Figure 2: Attention in model regions (with padding).
And we see how for the same model (Figure 3), changing only the way data is transformed, it focuses on more specific parts of the image. This approach improves metrics on the test set (Table 1).
Figure 3: Attention in model regions (without padding).
| Metric | Model with Padding | Model without Padding |
|---|---|---|
| Test Accuracy | 0.93 | 0.95 |
| Test Recall | 0.9232 | 0.9375 |
| Test F1 | 0.9287 | 0.9461 |
| Test Precision | 0.9367 | 0.9605 |
| Test AUC | 0.9738 | 0.9905 |
Table 1: Comparison of metrics between model with and without padding.
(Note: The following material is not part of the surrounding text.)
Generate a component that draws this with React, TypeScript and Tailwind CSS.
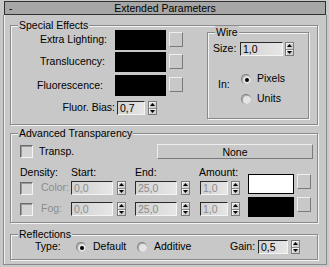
import React from "react";

const Spinner = () => (
  <div className="w-[9px] h-[14px] flex flex-col border border-[#7a7a7a] bg-[#d0d0d0] shrink-0">
    <div className="flex-1 flex items-center justify-center border-b border-[#8a8a8a] shadow-[inset_1px_1px_0_#f4f4f4]">
      <svg width="5" height="3" viewBox="0 0 5 3"><path d="M2.5 0L5 3H0z" fill="#000" /></svg>
    </div>
    <div className="flex-1 flex items-center justify-center shadow-[inset_1px_1px_0_#f4f4f4]">
      <svg width="5" height="3" viewBox="0 0 5 3"><path d="M0 0H5L2.5 3z" fill="#000" /></svg>
    </div>
  </div>
);

const NumInput = ({ value, w, disabled }: { value: string; w: string; disabled?: boolean }) => (
  <div
    className={`${w} h-[14px] shrink-0 border-t border-l border-t-[#2a2a2a] border-l-[#2a2a2a] border-b border-r border-b-[#f4f4f4] border-r-[#f4f4f4] bg-gradient-to-r from-[#d2d2d2] to-[#e6e6e6] pl-[2px] leading-[12px] ${
      disabled ? "text-[#8c8c8c]" : "text-black"
    }`}
  >
    {value}
  </div>
);

const Check = () => (
  <div className="w-[13px] h-[13px] shrink-0 border-t border-l border-t-[#6a6a6a] border-l-[#6a6a6a] border-b border-r border-b-[#f4f4f4] border-r-[#f4f4f4] bg-[#d4d4d4] shadow-[inset_1px_1px_0_#9a9a9a]" />
);

const Radio = ({ on }: { on?: boolean }) => (
  <div className="w-[10px] h-[10px] shrink-0 rounded-full bg-[#e4e4e4] border-t border-l border-[#808080] border-b-[#f6f6f6] border-r-[#f6f6f6] flex items-center justify-center shadow-[inset_1px_1px_0_#a8a8a8]">
    {on && <div className="w-[4px] h-[4px] rounded-full bg-black" />}
  </div>
);

const SmallBtn = () => (
  <div className="w-[14px] h-[15px] shrink-0 bg-[#c8c8c8] border border-t-[#eeeeee] border-l-[#eeeeee] border-b-[#7a7a7a] border-r-[#7a7a7a]" />
);

const Group = ({
  label,
  className,
  children,
}: {
  label: string;
  className: string;
  children: React.ReactNode;
}) => (
  <div
    className={`relative border border-[#8a8a8a] shadow-[inset_1px_1px_0_#f2f2f2,1px_1px_0_#f2f2f2] ${className}`}
  >
    <div className="absolute left-[7px] -top-[7px] bg-[#c8c8c8] px-[1px] leading-[12px]">{label}</div>
    {children}
  </div>
);

export default function App() {
  return (
    <div className="w-[329px] h-[267px] bg-[#c8c8c8] overflow-hidden flex flex-col pt-[1px] pl-[3px] pr-[2px] pb-[2px] font-['Liberation_Sans',Arial,sans-serif] text-[10.5px] text-black">
      {/* title bar */}
      <div className="ml-[1px] mr-[1px] h-[14px] shrink-0 bg-[#a6a6a6] border border-[#303030] relative flex items-center justify-center leading-[12px]">
        <span className="absolute left-[4px] top-[0px]">-</span>
        <span>Extended Parameters</span>
      </div>

      {/* panel */}
      <div className="flex-1 border-l border-r border-b border-[#8a8a8a] shadow-[inset_1px_0_0_#eeeeee] pl-[6px] pr-[8px] pt-[10px] flex flex-col">
        {/* Special Effects */}
        <Group label="Special Effects" className="h-[100px] shrink-0 flex">
          <div className="w-[172px] shrink-0 flex flex-col pt-[4px]">
            <div className="flex items-center h-[20px]">
              <div className="w-[96px] text-right">Extra Lighting:</div>
              <div className="ml-[8px] w-[51px] h-[20px] bg-black" />
              <div className="ml-[3px] self-start mt-[2px]">
                <SmallBtn />
              </div>
            </div>
            <div className="flex items-center h-[20px] mt-[2px]">
              <div className="w-[94px] text-right">Translucency:</div>
              <div className="ml-[10px] w-[51px] h-[20px] bg-black" />
              <div className="ml-[3px] self-start mt-[2px]">
                <SmallBtn />
              </div>
            </div>
            <div className="flex items-center h-[21px] mt-[3px]">
              <div className="w-[92px] text-right">Fluorescence:</div>
              <div className="ml-[12px] w-[51px] h-[21px] bg-black" />
              <div className="ml-[3px] self-start mt-[2px]">
                <SmallBtn />
              </div>
            </div>
            <div className="flex items-center h-[14px] mt-[5px]">
              <div className="w-[104px] text-right">Fluor. Bias:</div>
              <div className="ml-[2px]">
                <NumInput value="0,7" w="w-[28px]" />
              </div>
              <div className="ml-[3px]">
                <Spinner />
              </div>
            </div>
          </div>
          <div className="ml-[24px] mt-[6px] w-[102px] h-[87px]">
            <Group label="Wire" className="w-[102px] h-[87px] flex flex-col">
              <div className="flex items-center h-[14px] mt-[9px] pl-[5px]">
                <div className="w-[27px]">Size:</div>
                <NumInput value="1,0" w="w-[43px]" />
                <div className="ml-[2px]">
                  <Spinner />
                </div>
              </div>
              <div className="flex mt-[16px] pl-[10px]">
                <div className="w-[23px] mt-[6px] leading-[12px]">In:</div>
                <div className="flex flex-col">
                  <div className="flex items-center h-[14px]">
                    <Radio on />
                    <span className="ml-[6px]">Pixels</span>
                  </div>
                  <div className="flex items-center h-[14px] mt-[6px]">
                    <Radio />
                    <span className="ml-[6px]">Units</span>
                  </div>
                </div>
              </div>
            </Group>
          </div>
        </Group>

        {/* Advanced Transparency */}
        <Group label="Advanced Transparency" className="mt-[8px] h-[90px] shrink-0 flex flex-col">
          <div className="flex items-center h-[15px] mt-[10px] pl-[9px] pr-[4px]">
            <Check />
            <span className="ml-[6px]">Transp.</span>
            <div className="ml-auto w-[156px] h-[15px] bg-[#c8c8c8] border border-t-[#eeeeee] border-l-[#eeeeee] border-b-[#7a7a7a] border-r-[#7a7a7a] flex items-center justify-center leading-[12px]">
              None
            </div>
          </div>
          <div className="flex">
            <div className="flex flex-col pl-[9px]">
              <div className="flex h-[12px] leading-[12px] mt-[7px]">
                <div className="w-[51px]">Density:</div>
                <div className="w-[64px]">Start:</div>
                <div className="w-[64px]">End:</div>
                <div>Amount:</div>
              </div>
              <div className="flex items-center h-[14px] mt-[3px]">
                <div className="w-[51px] flex items-center">
                  <Check />
                  <span className="ml-[8px] text-[#8c8c8c]">Color:</span>
                </div>
                <div className="w-[64px] flex items-center">
                  <NumInput value="0,0" w="w-[42px]" disabled />
                  <div className="ml-[4px]">
                    <Spinner />
                  </div>
                </div>
                <div className="w-[65px] flex items-center">
                  <NumInput value="25,0" w="w-[42px]" disabled />
                  <div className="ml-[4px]">
                    <Spinner />
                  </div>
                </div>
                <div className="flex items-center">
                  <NumInput value="1,0" w="w-[28px]" disabled />
                  <div className="ml-[3px]">
                    <Spinner />
                  </div>
                </div>
              </div>
              <div className="flex items-center h-[14px] mt-[7px]">
                <div className="w-[51px] flex items-center">
                  <Check />
                  <span className="ml-[8px] text-[#8c8c8c]">Fog:</span>
                </div>
                <div className="w-[64px] flex items-center">
                  <NumInput value="0,0" w="w-[42px]" disabled />
                  <div className="ml-[4px]">
                    <Spinner />
                  </div>
                </div>
                <div className="w-[65px] flex items-center">
                  <NumInput value="25,0" w="w-[42px]" disabled />
                  <div className="ml-[4px]">
                    <Spinner />
                  </div>
                </div>
                <div className="flex items-center">
                  <NumInput value="1,0" w="w-[28px]" disabled />
                  <div className="ml-[3px]">
                    <Spinner />
                  </div>
                </div>
              </div>
            </div>
            <div className="ml-[8px] mt-[15px] flex flex-col">
              <div className="flex">
                <div className="w-[46px] h-[20px] bg-white border border-black" />
                <div className="ml-[3px]">
                  <SmallBtn />
                </div>
              </div>
              <div className="flex mt-[3px]">
                <div className="w-[46px] h-[20px] bg-black" />
                <div className="ml-[3px]">
                  <SmallBtn />
                </div>
              </div>
            </div>
          </div>
        </Group>

        {/* Reflections */}
        <Group label="Reflections" className="mt-[11px] h-[26px] shrink-0 flex flex-col">
          <div className="flex items-center h-[14px] mt-[5px] pl-[24px]">
            <div className="w-[41px]">Type:</div>
            <Radio on />
            <span className="ml-[7px] w-[44px]">Default</span>
            <Radio />
            <span className="ml-[7px] w-[76px]">Additive</span>
            <div className="w-[28px]">Gain:</div>
            <NumInput value="0,5" w="w-[30px]" />
            <div className="ml-[3px]">
              <Spinner />
            </div>
          </div>
        </Group>
      </div>
    </div>
  );
}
1.2. Neural Network Architecture
The architecture used is MobileNet, a not very complex architecture. Modifying the last layer to perform binary classification.
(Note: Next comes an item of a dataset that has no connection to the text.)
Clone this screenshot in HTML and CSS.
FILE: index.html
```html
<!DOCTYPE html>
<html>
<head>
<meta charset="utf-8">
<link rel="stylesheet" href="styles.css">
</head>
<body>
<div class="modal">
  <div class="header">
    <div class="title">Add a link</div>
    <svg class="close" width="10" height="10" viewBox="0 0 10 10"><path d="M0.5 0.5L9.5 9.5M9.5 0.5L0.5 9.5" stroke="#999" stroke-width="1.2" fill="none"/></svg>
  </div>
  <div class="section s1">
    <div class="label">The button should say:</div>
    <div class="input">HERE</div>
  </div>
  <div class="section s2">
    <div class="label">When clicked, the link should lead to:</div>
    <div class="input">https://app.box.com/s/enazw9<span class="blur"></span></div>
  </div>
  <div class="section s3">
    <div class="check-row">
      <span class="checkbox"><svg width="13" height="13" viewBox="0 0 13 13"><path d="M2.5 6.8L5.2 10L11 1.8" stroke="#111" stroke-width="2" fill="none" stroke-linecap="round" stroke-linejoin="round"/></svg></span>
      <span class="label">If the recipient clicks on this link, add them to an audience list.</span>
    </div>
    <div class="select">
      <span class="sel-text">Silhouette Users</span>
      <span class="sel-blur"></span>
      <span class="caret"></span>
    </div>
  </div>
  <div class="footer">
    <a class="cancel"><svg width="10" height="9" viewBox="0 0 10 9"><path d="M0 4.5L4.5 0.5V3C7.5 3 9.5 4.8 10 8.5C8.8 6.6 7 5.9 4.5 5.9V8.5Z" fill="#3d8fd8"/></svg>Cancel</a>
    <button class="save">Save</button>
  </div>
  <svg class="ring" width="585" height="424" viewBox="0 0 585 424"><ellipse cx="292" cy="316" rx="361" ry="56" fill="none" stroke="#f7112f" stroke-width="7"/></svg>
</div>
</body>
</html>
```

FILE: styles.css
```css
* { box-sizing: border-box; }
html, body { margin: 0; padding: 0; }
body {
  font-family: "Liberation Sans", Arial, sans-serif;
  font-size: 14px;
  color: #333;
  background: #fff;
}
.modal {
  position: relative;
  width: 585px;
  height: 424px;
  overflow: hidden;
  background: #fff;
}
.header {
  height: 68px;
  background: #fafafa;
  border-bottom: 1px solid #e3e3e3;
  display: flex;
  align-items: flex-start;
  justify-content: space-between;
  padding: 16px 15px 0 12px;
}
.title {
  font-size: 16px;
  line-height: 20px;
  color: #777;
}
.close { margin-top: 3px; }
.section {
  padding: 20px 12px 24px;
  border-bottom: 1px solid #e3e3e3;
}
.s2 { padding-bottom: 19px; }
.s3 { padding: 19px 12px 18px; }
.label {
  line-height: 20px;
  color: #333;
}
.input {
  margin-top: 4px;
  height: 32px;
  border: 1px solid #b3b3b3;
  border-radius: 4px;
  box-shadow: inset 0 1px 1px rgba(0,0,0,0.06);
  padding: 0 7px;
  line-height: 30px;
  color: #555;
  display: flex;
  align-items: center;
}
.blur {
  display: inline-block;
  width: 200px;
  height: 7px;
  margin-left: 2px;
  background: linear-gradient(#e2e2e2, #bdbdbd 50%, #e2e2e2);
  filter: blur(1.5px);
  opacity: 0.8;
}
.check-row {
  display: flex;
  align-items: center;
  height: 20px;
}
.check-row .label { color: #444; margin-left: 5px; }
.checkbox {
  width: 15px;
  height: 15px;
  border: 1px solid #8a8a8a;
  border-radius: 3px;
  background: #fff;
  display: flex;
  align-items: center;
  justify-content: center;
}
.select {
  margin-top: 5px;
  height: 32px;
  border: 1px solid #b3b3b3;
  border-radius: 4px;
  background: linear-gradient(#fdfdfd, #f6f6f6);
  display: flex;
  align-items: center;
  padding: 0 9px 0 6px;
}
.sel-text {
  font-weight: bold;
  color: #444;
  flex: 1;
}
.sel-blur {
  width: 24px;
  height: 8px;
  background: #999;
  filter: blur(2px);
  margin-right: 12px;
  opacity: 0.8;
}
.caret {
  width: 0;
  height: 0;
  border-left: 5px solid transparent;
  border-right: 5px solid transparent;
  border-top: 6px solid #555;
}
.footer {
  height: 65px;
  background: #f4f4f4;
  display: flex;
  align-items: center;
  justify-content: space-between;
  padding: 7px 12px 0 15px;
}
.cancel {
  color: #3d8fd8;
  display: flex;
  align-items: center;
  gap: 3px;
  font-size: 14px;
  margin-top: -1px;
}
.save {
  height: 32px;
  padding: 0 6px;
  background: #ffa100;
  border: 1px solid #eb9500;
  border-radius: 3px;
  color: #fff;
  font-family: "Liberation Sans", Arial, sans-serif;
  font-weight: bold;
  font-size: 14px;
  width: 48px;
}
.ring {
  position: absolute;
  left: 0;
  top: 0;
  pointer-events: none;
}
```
1.3. Training and Validation Strategies
Stratified k-fold with k=5 was used to ensure folds maintained a balanced class distribution. Additionally, a sampler was implemented during training to balance classes in each batch. Earlystopping technique was used, and the best model of each fold was stored according to the loss metric.
The selection of these hyperparameters depended fundamentally on the model weights initialization, as in models with random weights, convergence was much slower.
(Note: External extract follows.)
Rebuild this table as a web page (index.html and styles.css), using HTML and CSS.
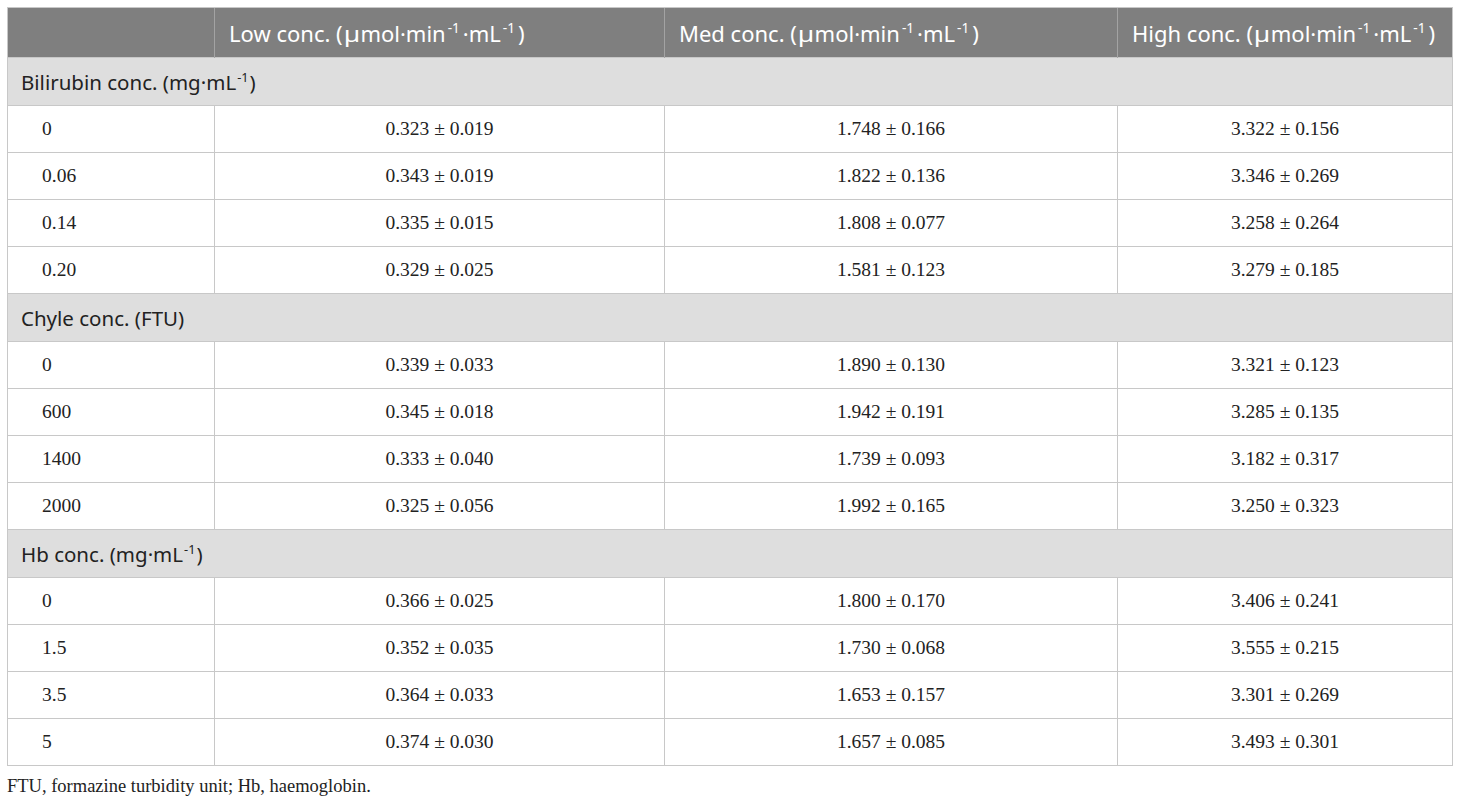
FILE: index.html
```html
<!DOCTYPE html>
<html>
<head>
<meta charset="utf-8">
<link rel="stylesheet" href="styles.css">
</head>
<body>
<div class="wrap">
<table class="tbl">
  <colgroup>
    <col class="c1"><col class="c2"><col class="c3"><col class="c4">
  </colgroup>
  <thead>
    <tr>
      <th></th>
      <th>Low conc. (<span class="mu">µ</span>mol·min<sup>-1</sup>·mL<sup>-1</sup>)</th>
      <th>Med conc. (<span class="mu">µ</span>mol·min<sup>-1</sup>·mL<sup>-1</sup>)</th>
      <th>High conc. (<span class="mu">µ</span>mol·min<sup>-1</sup>·mL<sup>-1</sup>)</th>
    </tr>
  </thead>
  <tbody>
    <tr class="grp"><td colspan="4">Bilirubin conc. (mg·mL<sup>-1</sup>)</td></tr>
    <tr><td>0</td><td>0.323 ± 0.019</td><td>1.748 ± 0.166</td><td>3.322 ± 0.156</td></tr>
    <tr><td>0.06</td><td>0.343 ± 0.019</td><td>1.822 ± 0.136</td><td>3.346 ± 0.269</td></tr>
    <tr><td>0.14</td><td>0.335 ± 0.015</td><td>1.808 ± 0.077</td><td>3.258 ± 0.264</td></tr>
    <tr><td>0.20</td><td>0.329 ± 0.025</td><td>1.581 ± 0.123</td><td>3.279 ± 0.185</td></tr>
    <tr class="grp"><td colspan="4">Chyle conc. (FTU)</td></tr>
    <tr><td>0</td><td>0.339 ± 0.033</td><td>1.890 ± 0.130</td><td>3.321 ± 0.123</td></tr>
    <tr><td>600</td><td>0.345 ± 0.018</td><td>1.942 ± 0.191</td><td>3.285 ± 0.135</td></tr>
    <tr><td>1400</td><td>0.333 ± 0.040</td><td>1.739 ± 0.093</td><td>3.182 ± 0.317</td></tr>
    <tr><td>2000</td><td>0.325 ± 0.056</td><td>1.992 ± 0.165</td><td>3.250 ± 0.323</td></tr>
    <tr class="grp"><td colspan="4">Hb conc. (mg·mL<sup>-1</sup>)</td></tr>
    <tr><td>0</td><td>0.366 ± 0.025</td><td>1.800 ± 0.170</td><td>3.406 ± 0.241</td></tr>
    <tr><td>1.5</td><td>0.352 ± 0.035</td><td>1.730 ± 0.068</td><td>3.555 ± 0.215</td></tr>
    <tr><td>3.5</td><td>0.364 ± 0.033</td><td>1.653 ± 0.157</td><td>3.301 ± 0.269</td></tr>
    <tr><td>5</td><td>0.374 ± 0.030</td><td>1.657 ± 0.085</td><td>3.493 ± 0.301</td></tr>
  </tbody>
</table>
<p class="note">FTU, formazine turbidity unit; Hb, haemoglobin.</p>
</div>
</body>
</html>
```

FILE: styles.css
```css
html, body {
  margin: 0;
  padding: 0;
  background: #ffffff;
}
.wrap {
  padding: 7px 8px 0 7px;
}
.tbl {
  width: 1445px;
  border-collapse: collapse;
  table-layout: fixed;
  font-family: "Liberation Serif", "Times New Roman", serif;
  font-size: 19.5px;
  color: #222222;
}
.c1 { width: 207px; }
.c2 { width: 450px; }
.c3 { width: 453px; }
.c4 { width: 335px; }
.tbl th {
  background: #7f7f7f;
  color: #ffffff;
  font-family: "Noto Sans", "Open Sans", sans-serif;
  font-weight: normal;
  font-size: 22px;
  text-align: left;
  height: 50px;
  padding: 0 12px 0 14px;
  box-sizing: border-box;
  border-left: 1px solid #a3a3a3;
  border-top: 1px solid #c8c8c8;
  white-space: nowrap;
}
.tbl th:first-child { border-left: 1px solid #c8c8c8; }
.tbl th:last-child { border-right: 1px solid #c8c8c8; }
.mu {
  display: inline-block;
  margin: 0 2px 0 2px;
  transform: scaleX(1.2);
}
.tbl sup {
  font-size: 0.62em;
  line-height: 0;
  vertical-align: 0.62em;
}
.tbl th sup {
  padding: 0 3px 0 2px;
}
.tbl td {
  border: 1px solid #c8c8c8;
  height: 47px;
  box-sizing: border-box;
  text-align: center;
  padding: 0 8px;
}
.tbl td:first-child {
  text-align: left;
  padding-left: 34px;
}
.tbl tr.grp td {
  background: #dedede;
  font-family: "Noto Sans", "Open Sans", sans-serif;
  font-size: 20.5px;
  text-align: left;
  padding-left: 13px;
  height: 48px;
}
.tbl tr.grp sup {
  padding: 0 1px;
}
.note {
  margin: 10px 0 0 0;
  font-family: "Liberation Serif", "Times New Roman", serif;
  font-size: 18.5px;
  color: #222222;
}
```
| Metric | Pretrained | Random weights |
|---|---|---|
| Epochs | 12 | 25 |
| Patience | 3 | 11 |
| Learning rate | 0.001 | 0.01 |
| Optimizer | ADAM | ADAM |
| Criteria | Cross entropy | Cross entropy |
Table 2: Selected hyperparameters
2. Experiments and Results
2.1. Boat/No-boat Classification Model
Below, we present the graphs of metric evolution in the validation set for the four models (with/without data augmentation and with/without random weights).
I. Pretrained model without data augmentation (preT_wF):
Figure 5: Validation set metrics pretrained without data augmentation.
II. Pretrained model with data augmentation (preT_wT):
Figure 6: Validation set metrics pretrained with data augmentation.
III. Random weights without data augmentation (preF_wF):
Figure 7: Validation set metrics random weights without data augmentation.
IV. Random weights with data augmentation (preF_wT):
Figure 8: Validation set metrics random weights with data augmentation.
We show the metrics (Table 3) and ROC curves (Figures 9, 10, 11, and 12) on the test set of the k models obtained for each initialization (as indicated before, in each fold we stored the one with the lowest loss in the validation set).
| Model | Accuracy µ | Accuracy σ | Recall µ | Recall σ | F1 µ | F1 σ | Precision µ | Precision σ | AUC µ | AUC σ |
|---|---|---|---|---|---|---|---|---|---|---|
| preT_wF | 0.93 | 0.02 | 0.9083 | 0.0250 | 0.9197 | 0.0227 | 0.9446 | 0.0136 | 0.9688 | 0.0116 |
| preT_wT | 0.92 | 0.02 | 0.9092 | 0.0279 | 0.9139 | 0.0225 | 0.9260 | 0.0142 | 0.9805 | 0.0061 |
| preF_wF | 0.85 | 0.03 | 0.8232 | 0.0332 | 0.8354 | 0.0338 | 0.8793 | 0.0311 | 0.8992 | 0.0410 |
| preF_wT | 0.84 | 0.03 | 0.8149 | 0.0322 | 0.8269 | 0.0330 | 0.8752 | 0.0280 | 0.9195 | 0.0190 |
Table 3: Mean and standard deviation of best model metrics per fold in test.
Figures 9, 10, 11, and 12: ROC curves for the different models.
Finally, we show the metrics of the best model for each initialization (understanding by best, the one with the lowest loss in the test set, not in validation).
| Model | Accuracy | Recall | F1 | Precision | AUC |
|---|---|---|---|---|---|
| preT_wF | 0.9492 | 0.9375 | 0.9461 | 0.9605 | 0.9905 |
| preT_wT | 0.9322 | 0.9232 | 0.9287 | 0.9367 | 0.9893 |
| preF_wF | 0.8983 | 0.8750 | 0.8891 | 0.9268 | 0.9333 |
| preF_wT | 0.8644 | 0.8464 | 0.8550 | 0.8731 | 0.9262 |
Table 4: Model metrics
It seems very interesting to see how the 4 models are able to classify Figure 3 shown previously correctly, but paying attention to different parts of the image.
Figures 13, 14, 15, and 16: Attention of models preT_wF, preT_wT, preF_wF, and preF_wT.
2.2. Docked/Not-docked Boat Classification Model
For this model, we use the previously trained model that obtained the best loss. And we train it following the same process, but instead of 4 different models, we will use the one already trained with data augmentation.
Training metrics on the validation set:
Figure 17: Validation set metrics pretrained with data augmentation.
Metrics and ROC curves on the test set of the best models per fold:
| Model | Accuracy µ | Accuracy σ | Recall µ | Recall σ | F1 µ | F1 σ | Precision µ | Precision σ | AUC µ | AUC σ |
|---|---|---|---|---|---|---|---|---|---|---|
| preT_wT | 0.87 | 0.05 | 0.8687 | 0.0484 | 0.8679 | 0.0496 | 0.8835 | 0.0342 | 0.9427 | 0.0218 |
Table 5: Mean and standard deviation of best model metrics per fold in test.
Figure 18: ROC preT_wT.
Metrics of the best model on the test set:
| Model | Accuracy | Recall | F1 | Precision | AUC |
|---|---|---|---|---|---|
| preT_wT | 0.9189 | 0.9196 | 0.9189 | 0.9196 | 0.9766 |
Table 6: Statistics of the preT_wT model
Finally, it is interesting to see again how the attention of the new model changes compared to the previous pretrained one:
Figures 19, 20, and 21: Original image, attention model preT_wF (boats), and attention model preT_wT (docked boats).